If you decided to install a heat pump, would you know the systemic consequences for the electricity grid in Belgium? No, you wouldn’t.

What we say is that there should be some element of planning into this, to ensure that we see the broader perspective, and not just something that consists of random, and sometimes even sub-optimal individual decisions.

That planning dimension, is it not better dealt with at the local or national level?

The Commission indeed proposes that cities with more than 50,000 inhabitants do heat planning.

You know, I come from a country where the planning is something we’ve been doing for 40 years. And why do you think we have so much district heating? This is why we can go through the transition of the heating sector so easily and so cheaply. There is a connection.

If we want to meet our 2030 climate goals, we got to act now, collectively – with governments and local authorities – because we have no time.

And that planning dimension doesn’t really exist at the moment, right?

My impression is that in a lot of countries that is not strong. Basically, the energy policy has been left to the market. That may have worked very well, for many years. But it’s not going to work if we want to decarbonise the heating sector.

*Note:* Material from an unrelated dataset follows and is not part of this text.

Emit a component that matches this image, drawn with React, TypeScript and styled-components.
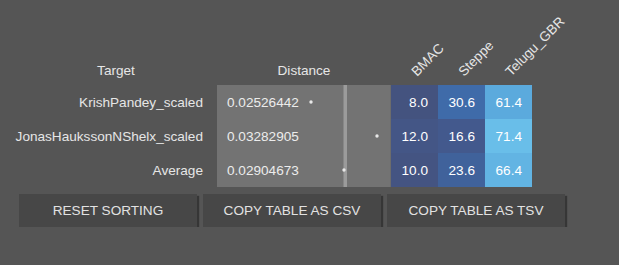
import React from "react";
import styled, { createGlobalStyle } from "styled-components";

const GlobalStyle = createGlobalStyle`
  html, body {
    margin: 0;
    padding: 0;
    background: #555555;
  }
  body {
    font-family: "Liberation Sans", Arial, sans-serif;
    font-size: 13.6px;
    color: #e6e6e6;
  }
`;

type Row = {
  target: string;
  distance: number;
  values: number[];
};

const populations = ["BMAC", "Steppe", "Telugu_GBR"];

const rows: Row[] = [
  { target: "KrishPandey_scaled", distance: 0.02526442, values: [8.0, 30.6, 61.4] },
  { target: "JonasHaukssonNShelx_scaled", distance: 0.03282905, values: [12.0, 16.6, 71.4] },
];

const average: Row = {
  target: "Average",
  distance: 0.02904673,
  values: [10.0, 23.6, 66.4],
};

// Heat-map colour stops: dark navy for low shares, sky blue for high ones.
const stops: [number, [number, number, number]][] = [
  [8, [68, 83, 127]],
  [16, [67, 88, 140]],
  [30, [62, 106, 168]],
  [61, [90, 169, 220]],
  [72, [106, 191, 234]],
];

function heatColor(v: number): string {
  if (v <= stops[0][0]) return `rgb(${stops[0][1].join(",")})`;
  for (let i = 1; i < stops.length; i++) {
    const [x1, c1] = stops[i];
    const [x0, c0] = stops[i - 1];
    if (v <= x1) {
      const t = (v - x0) / (x1 - x0);
      const c = c0.map((a, k) => Math.round(a + (c1[k] - a) * t));
      return `rgb(${c.join(",")})`;
    }
  }
  return `rgb(${stops[stops.length - 1][1].join(",")})`;
}

const Page = styled.div`
  padding-left: 15px;
`;

const Table = styled.table`
  border-collapse: collapse;
  border-spacing: 0;
`;

const HeadCell = styled.th<{ $width: number }>`
  width: ${(p) => p.$width}px;
  height: 85px;
  padding: 0 0 7px 0;
  box-sizing: border-box;
  vertical-align: bottom;
  text-align: center;
  font-weight: normal;
  line-height: 15px;
  color: #e6e6e6;
`;

const RotatedHead = styled.th`
  width: 47px;
  height: 85px;
  padding: 0;
  vertical-align: bottom;
  text-align: left;
  font-weight: normal;
`;

const RotatedLabel = styled.div`
  width: 0;
  height: 15px;
  line-height: 15px;
  white-space: nowrap;
  text-align: left;
  color: #e6e6e6;
  transform-origin: 0 100%;
  transform: translate(28px, -6px) rotate(-45deg);
`;

const TargetCell = styled.td`
  height: 34px;
  padding: 0 14px 0 0;
  text-align: right;
  vertical-align: middle;
  white-space: nowrap;
  color: #e6e6e6;
`;

const DistanceCell = styled.td`
  height: 34px;
  padding: 0;
  background: #737373;
  box-shadow: inset -1px 0 0 #6c6c6c;
`;

const DistanceInner = styled.div`
  display: flex;
  align-items: center;
  height: 34px;
`;

const DistanceValue = styled.span`
  width: 73px;
  padding-left: 10px;
  color: #ececec;
`;

const Plot = styled.svg`
  display: block;
  flex: 0 0 91px;
`;

const HeatCell = styled.td`
  height: 34px;
  padding: 0 10px 0 0;
  text-align: right;
  vertical-align: middle;
  color: #ffffff;
`;

const ButtonRow = styled.div`
  display: flex;
  gap: 6px;
  margin-top: 7px;
  padding-left: 4px;
`;

const ActionButton = styled.button`
  width: 178px;
  height: 33px;
  border: none;
  border-radius: 0;
  background: #474747;
  color: #e2e2e2;
  font-family: "Liberation Sans", Arial, sans-serif;
  font-size: 13.6px;
  text-transform: uppercase;
  box-shadow: 2px 2px 1px #363636;
  cursor: pointer;
  padding: 0;
`;

const dMin = Math.min(...rows.map((r) => r.distance));
const dMax = Math.max(...rows.map((r) => r.distance));
const plotX = (v: number) => 11 + ((v - dMin) / (dMax - dMin)) * 66;

function DistancePlot({ value }: { value: number }) {
  return (
    <Plot width={91} height={34} viewBox="0 0 91 34">
      <rect x={plotX(average.distance) - 0.5} y={0} width={3.5} height={34} fill="#9b9b9b" />
      <circle cx={plotX(value)} cy={17} r={1.7} fill="#e8e8e8" />
    </Plot>
  );
}

function DataRow({ row }: { row: Row }) {
  return (
    <tr>
      <TargetCell>{row.target}</TargetCell>
      <DistanceCell>
        <DistanceInner>
          <DistanceValue>{row.distance.toFixed(8)}</DistanceValue>
          <DistancePlot value={row.distance} />
        </DistanceInner>
      </DistanceCell>
      {row.values.map((v, i) => (
        <HeatCell key={i} style={{ background: heatColor(v) }}>
          {v.toFixed(1)}
        </HeatCell>
      ))}
    </tr>
  );
}

export default function App() {
  return (
    <Page>
      <GlobalStyle />
      <Table>
        <thead>
          <tr>
            <HeadCell $width={202}>Target</HeadCell>
            <HeadCell $width={174}>Distance</HeadCell>
            {populations.map((p) => (
              <RotatedHead key={p}>
                <RotatedLabel>{p}</RotatedLabel>
              </RotatedHead>
            ))}
          </tr>
        </thead>
        <tbody>
          {rows.map((r) => (
            <DataRow key={r.target} row={r} />
          ))}
          <DataRow row={average} />
        </tbody>
      </Table>
      <ButtonRow>
        <ActionButton>Reset sorting</ActionButton>
        <ActionButton>Copy table as CSV</ActionButton>
        <ActionButton>Copy table as TSV</ActionButton>
      </ButtonRow>
    </Page>
  );
}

Look at the Netherlands, they’re desperately looking for ways to address emissions from the heating sector. Their current heating system is entirely based on natural gas, for obvious reasons. It was so convenient for the Dutch. And they’re now looking at what on earth they can do to address this.

The question is: do we go for private investments where everybody is spending €5-10,000 to install a new heating system? Or do we go for collective heating systems that allow to use renewables as well as resources that would otherwise be wasted? This is a decision which is in the public domain. Somebody needs to take responsibility, to take the risk.

Banks are quite at ease with giant projects like wind farms, they’re less so with diversified and smaller projects like district heating.